On Monday I posted this video on keeping fruit trees small:
Oak Summit Nursery comments:
This is a great video. We’re on the Canadian prairies, and here we basically need to use full sized rootstocks for fruit trees like apples just to have the vigor and cold hardiness, also the growing season in short. Yes I do have an old apple tree that’s 35 feet tall, but only because it wasn’t pruned – sure they can get that large. All of the standard “full sized” trees I’ve planted in years since have been really easy to keep small with pruning and training, selecting some main scaffolds and keeping them low and spreading, and the trees can be close together. My orchard was planted in a forest, the natural vegetation before I started was all aspen (tall but they don’t produce much shade), choke cherry, saskatoon, and small oaks. Instead of clear cutting the trees to make room, I just made paths around them, and used small existing clearings to plant my fruit trees. Instead of removing small oaks I decided to make them into Niwaki, or garden trees. Yes the oaks can be 50′ tall, but I’m going to keep them at 5-6′ with pruning, and give them cool artistic shapes. Same with pines, I’ve added them around the orchard and train the with cool bends, Niwaki is like an in ground larger bonsai.
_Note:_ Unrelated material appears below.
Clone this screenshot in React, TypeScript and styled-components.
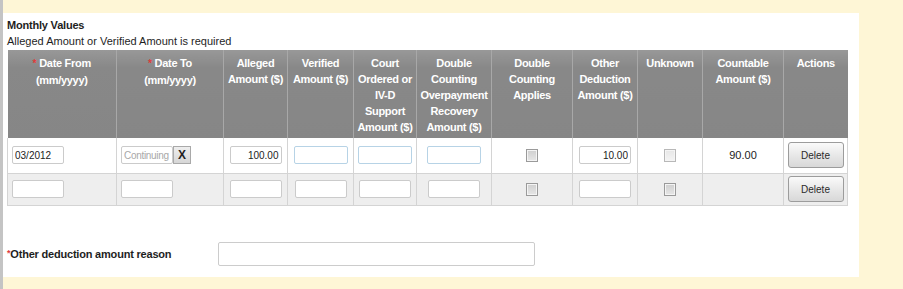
import styled, { createGlobalStyle } from "styled-components";

const GlobalStyle = createGlobalStyle`
    html, body {
        margin: 0;
        padding: 0;
        background: #fef6d6;
        font-family: "Liberation Sans", Arial, sans-serif;
    }
`;

const Page = styled.div`
    min-height: 100vh;
    box-sizing: border-box;
    border-left: 3px solid #c4c4c4;
    padding-top: 13px;
`;

const Panel = styled.section`
    width: 856px;
    height: 264px;
    box-sizing: border-box;
    background: #ffffff;
    padding: 4px 0 0 4px;
`;

const Title = styled.h2`
    margin: 0;
    font-size: 11px;
    line-height: 16px;
    font-weight: bold;
    color: #1e1e1e;
    letter-spacing: -0.2px;
`;

const Hint = styled.p`
    margin: 0 0 1px;
    font-size: 11px;
    line-height: 16px;
    color: #1e1e1e;
`;

const Table = styled.table`
    width: 840px;
    table-layout: fixed;
    border-collapse: collapse;
    border-bottom: 1px solid #d2d2d2;
`;

const HeadCell = styled.th`
    height: 88px;
    box-sizing: border-box;
    padding: 5px 1px 0;
    vertical-align: top;
    text-align: center;
    background: linear-gradient(#989898, #888888 20%, #868686);
    border-left: 1px solid #a8a8a8;
    color: #ffffff;
    font-size: 11px;
    line-height: 16px;
    font-weight: bold;
    letter-spacing: -0.3px;
    white-space: nowrap;
    &:first-child {
        border-left: none;
    }
`;

const Star = styled.span`
    color: #e03a3a;
    font-size: 10px;
    margin-right: 3px;
`;

const Row = styled.tr<{ $shade: boolean }>`
    height: ${(props) => (props.$shade ? "32px" : "35px")};
    background: ${(props) => (props.$shade ? "#eeeeee" : "#ffffff")};
`;

const Cell = styled.td<{ $left?: boolean }>`
    padding: 0 ${(props) => (props.$left ? "4px" : "0")};
    border: 1px solid #d4d4d4;
    border-top: none;
    text-align: ${(props) => (props.$left ? "left" : "center")};
    vertical-align: middle;
    font-size: 11px;
    color: #222222;
`;

const Field = styled.input<{ $blue?: boolean; $right?: boolean }>`
    width: ${(props) => (props.$blue ? "54px" : "52px")};
    height: 18px;
    box-sizing: border-box;
    margin: 0;
    padding: 0 2px;
    border: 1px solid ${(props) => (props.$blue ? "#b7d3e6" : "#cbcbcb")};
    border-radius: 2px;
    background: #ffffff;
    font-family: "Liberation Sans", Arial, sans-serif;
    font-size: 10px;
    color: #222222;
    text-align: ${(props) => (props.$right ? "right" : "left")};
    vertical-align: middle;
    outline: none;
    &::placeholder {
        color: #a8a8a8;
        letter-spacing: -0.3px;
    }
`;

const DateGroup = styled.span`
    display: inline-flex;
    vertical-align: middle;
`;

const ClearButton = styled.button`
    width: 18px;
    height: 18px;
    margin: 0;
    padding: 0;
    border: 1px solid #a9a9a9;
    background: linear-gradient(#eeeeee, #d6d6d6);
    font-family: "Liberation Sans", Arial, sans-serif;
    font-size: 12px;
    font-weight: bold;
    color: #222222;
`;

const Check = styled.span<{ $dark?: boolean }>`
    display: inline-block;
    width: 10px;
    height: 11px;
    vertical-align: middle;
    border: 1px solid ${(props) => (props.$dark ? "#9a9a9a" : "#b8b8b8")};
    background: ${(props) =>
        props.$dark
            ? "linear-gradient(#cfcfcf, #e6e6e6)"
            : "linear-gradient(#e6e6e6, #f4f4f4)"};
    box-shadow: inset 0 0 0 1px #f4f4f4;
`;

const DeleteButton = styled.button`
    width: 56px;
    height: 26px;
    margin: 0;
    padding: 0;
    border: 1px solid #9c9c9c;
    border-radius: 3px;
    background: linear-gradient(#fafafa, #e8e8e8 50%, #d8d8d8);
    font-family: "Liberation Sans", Arial, sans-serif;
    font-size: 10px;
    color: #2a2a2a;
    vertical-align: middle;
`;

const ReasonRow = styled.div`
    display: flex;
    align-items: center;
    margin-top: 36px;
`;

const ReasonLabel = styled.label`
    width: 211px;
    font-size: 11px;
    font-weight: bold;
    color: #1e1e1e;
    letter-spacing: -0.2px;
`;

const ReasonStar = styled.span`
    color: #e03a3a;
    font-size: 9px;
    vertical-align: 2px;
`;

const ReasonInput = styled.input`
    width: 317px;
    height: 24px;
    box-sizing: border-box;
    margin: 0;
    border: 1px solid #cccccc;
    border-radius: 2px;
    background: #ffffff;
    outline: none;
`;

interface IColumn {
    width: number;
    lines: string[];
    required?: boolean;
}

interface IRow {
    dateFrom: string;
    continuing: boolean;
    alleged: string;
    other: string;
    countable: string;
}

const columns: IColumn[] = [
    { width: 109, lines: ["Date From", "(mm/yyyy)"], required: true },
    { width: 107, lines: ["Date To", "(mm/yyyy)"], required: true },
    { width: 64, lines: ["Alleged", "Amount ($)"] },
    { width: 66, lines: ["Verified", "Amount ($)"] },
    { width: 63, lines: ["Court", "Ordered or", "IV-D", "Support", "Amount ($)"] },
    { width: 75, lines: ["Double", "Counting", "Overpayment", "Recovery", "Amount ($)"] },
    { width: 81, lines: ["Double", "Counting", "Applies"] },
    { width: 65, lines: ["Other", "Deduction", "Amount ($)"] },
    { width: 65, lines: ["Unknown"] },
    { width: 81, lines: ["Countable", "Amount ($)"] },
    { width: 64, lines: ["Actions"] },
];

const rows: IRow[] = [
    { dateFrom: "03/2012", continuing: true, alleged: "100.00", other: "10.00", countable: "90.00" },
    { dateFrom: "", continuing: false, alleged: "", other: "", countable: "" },
];

function App() {
    return (
        <Page>
            <GlobalStyle />
            <Panel>
                <Title>Monthly Values</Title>
                <Hint>Alleged Amount or Verified Amount is required</Hint>
                <Table>
                    <colgroup>
                        {columns.map((col, i) => (
                            <col key={i} style={{ width: col.width }} />
                        ))}
                    </colgroup>
                    <thead>
                        <tr>
                            {columns.map((col, i) => (
                                <HeadCell key={i}>
                                    {col.lines.map((line, j) => (
                                        <div key={j}>
                                            {j === 0 && col.required && <Star>*</Star>}
                                            {line}
                                        </div>
                                    ))}
                                </HeadCell>
                            ))}
                        </tr>
                    </thead>
                    <tbody>
                        {rows.map((row, i) => {
                            const first = i === 0;
                            return (
                                <Row key={i} $shade={!first}>
                                    <Cell $left>
                                        <Field readOnly value={row.dateFrom} />
                                    </Cell>
                                    <Cell $left>
                                        {row.continuing ? (
                                            <DateGroup>
                                                <Field readOnly placeholder="Continuing" />
                                                <ClearButton>X</ClearButton>
                                            </DateGroup>
                                        ) : (
                                            <Field readOnly />
                                        )}
                                    </Cell>
                                    <Cell>
                                        <Field readOnly $right value={row.alleged} />
                                    </Cell>
                                    <Cell>
                                        <Field readOnly $blue={first} />
                                    </Cell>
                                    <Cell>
                                        <Field readOnly $blue={first} />
                                    </Cell>
                                    <Cell>
                                        <Field readOnly $blue={first} />
                                    </Cell>
                                    <Cell>
                                        <Check $dark />
                                    </Cell>
                                    <Cell>
                                        <Field readOnly $right value={row.other} />
                                    </Cell>
                                    <Cell>
                                        <Check $dark={!first} />
                                    </Cell>
                                    <Cell>{row.countable}</Cell>
                                    <Cell>
                                        <DeleteButton>Delete</DeleteButton>
                                    </Cell>
                                </Row>
                            );
                        })}
                    </tbody>
                </Table>
                <ReasonRow>
                    <ReasonLabel>
                        <ReasonStar>*</ReasonStar>Other deduction amount reason
                    </ReasonLabel>
                    <ReasonInput readOnly />
                </ReasonRow>
            </Panel>
        </Page>
    );
}

export default App;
The few tall aspens that might eventually block some light will be reduced like “syntropic agroforestry” style, I can keep the tree and just remove branches, pollard it down to size and add their biomass to the ground – ok we don’t have bamboo or bananas here to chop and drop but it’s the same idea. Most of the light in the summer is at a high angle, so dense spacing is fine and the trees can still get full sun even though they’ve been integrated into a forest garden. I enjoy all of your ideas about keeping the trees the shape and size you want. One day I can imagine step over espaliers around my garden paths. There’s another style of training we’re trying here in zone 3 called Russian arctic stanza, where you train an apple tree along the ground so it can be covered up by snow for the winter and zone push.
You can do a LOT with trees! A lot more than you think.
In the video I cover methods including festooning, espalier, pruning, multi-planting trees and more.